- The Washington Times - Friday, July 16, 2010

The tragic events in Kyrgyzstan remind us of the most unfortunate chapters of Eurasia’s recent history, when the news from the former Soviet Union was dominated by stories of conflict and violence. Over the years, the United States has participated in a mostly successful effort to bring about regional stability and development, and it is important to follow through with this long-term vision. The upcoming visit of Secretary of State Hillary Rodham Clinton to the South Caucasus offers a unique opportunity to do just that.

Some recently suggested that focusing solely on the U.S. military base in dealing with Kyrgyzstan was a mistake. Perhaps the issue is greater, because focusing on any single aspect in a complex Eurasian region is counterproductive. Experience has shown that neither detachment nor simplified, one-dimensional approaches can be winners here. Strong, sustainable partnerships are built on long-term strategic interests and understanding. Herein lies an important challenge the United States faces in Eurasia: Achieving both strategic and tactical goals requires outlook and commitment.

For instance, the Obama administration’s initial focus in the Caucasus has been to push the opening of the Armenia-Turkey border at any cost, even as it forgot to appoint a U.S. ambassador in Baku. This is a noble objective, yet, realistically, it can only be achieved through recognizing regional realities and as a part of a wider strategic vision. America’s own policy in the late 1990s provides a good example. By looking at a wide range of objectives, including energy security, economic development, democratic reforms and security cooperation, the United States built strong versatile partnerships and helped the emerging nations establish themselves as full-fledged members of the international community. This was the time when Caspian energy, especially the strategic Baku-Tbilisi-Ceyhan oil pipeline became an integral part of the global energy infrastructure; Euro-Atlantic integration had become the priority; and democratic reforms made serious progress paving the road for the three nations of the South Caucasus - Armenia, Azerbaijan and Georgia - to join the Council of Europe.

It is, therefore, a positive step that when Secretary of Defense Robert M. Gates was in Baku early last month to discuss security cooperation and Afghanistan in particular, the letter he delivered from President Obama emphasized the need to broaden U.S.-Azerbaijani relations in all spheres. Today, Azerbaijan is a nonideological, pragmatic and independent player committed to guarding its national interests first and foremost. In terms of regional stability and long-term U.S. interests, such pragmatism is exactly what is needed. No less important is that notions of tolerance and inclusiveness dominate Azerbaijan’s social discourse.

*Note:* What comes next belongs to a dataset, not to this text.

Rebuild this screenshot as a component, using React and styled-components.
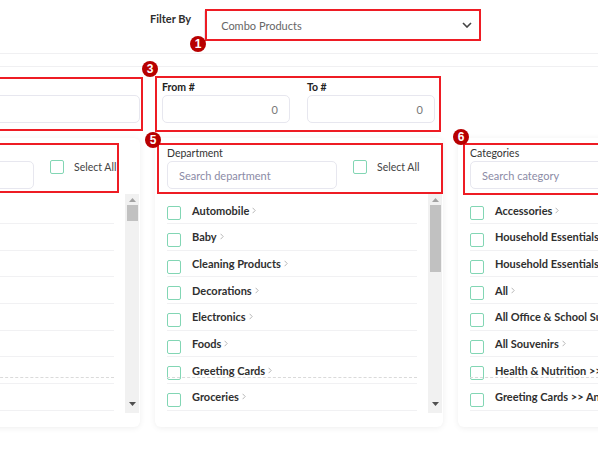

In fact, democratic reforms are best advanced through engagement within a comprehensive context. Throughout the region, much remains to be done, but the steady progress should not be overlooked. In Azerbaijan, from establishment of the transparency-award-winning State Oil Fund of Azerbaijan to rapidly growing levels of economic development to constantly modernizing social and political institutions, the process of nation-building has been vibrant and transformative. The reality is that, while some critics focus on existing imperfections and obvious shortcomings, institutional reforms take time and effort and are best advanced by evolutionary change. Being well-worn doesn’t make this argument less valid. An organically grown product is more sustainable, and, as I have learned in California, anything organic has more value.

The vibrancy of Azerbaijan’s domestic political discussion is demonstrated, among other things, by the fact that opposition politicians voice critical views in their many publications in the country and occasionally on the pages of the foreign press. Yet, our citizens expect more than simple criticism and look for hands-on, credible policies aimed at delivering essential services, growth, stability and reforms. This is the main reason why President Ilham Aliyev is, overwhelmingly, the most popular politician in the country.

Stability and functional state institutions are the necessary starting points for overall progress. The United States (in fact, all major regional players) benefit from having stronger, viable nations in our region capable of fulfilling their commitments. One formula for that is resolving existing conflicts. As the situation in Georgia in 2008 showed us, unsolved conflicts cause major flash points capable of undermining the advances already made. In the South Caucasus, the Armenia-Azerbaijan conflict remains the main challenge to sustainable peace and security. Whether to support the shaky status quo based on the use of force against civilians and division in isolated single-ethnicity enclaves or to support a vision for the region based on integration and prosperity should be a no-brainer.

As Mrs. Clinton embarks on this regional tour, what seems to work best for the United States is a pursuit of a lasting, thorough and predictable U.S. strategy of engagement. Incidentally, this helps strengthen democratic institutions as well.

Elin Suleymanov is Azerbaijan’s consul general in Los Angeles.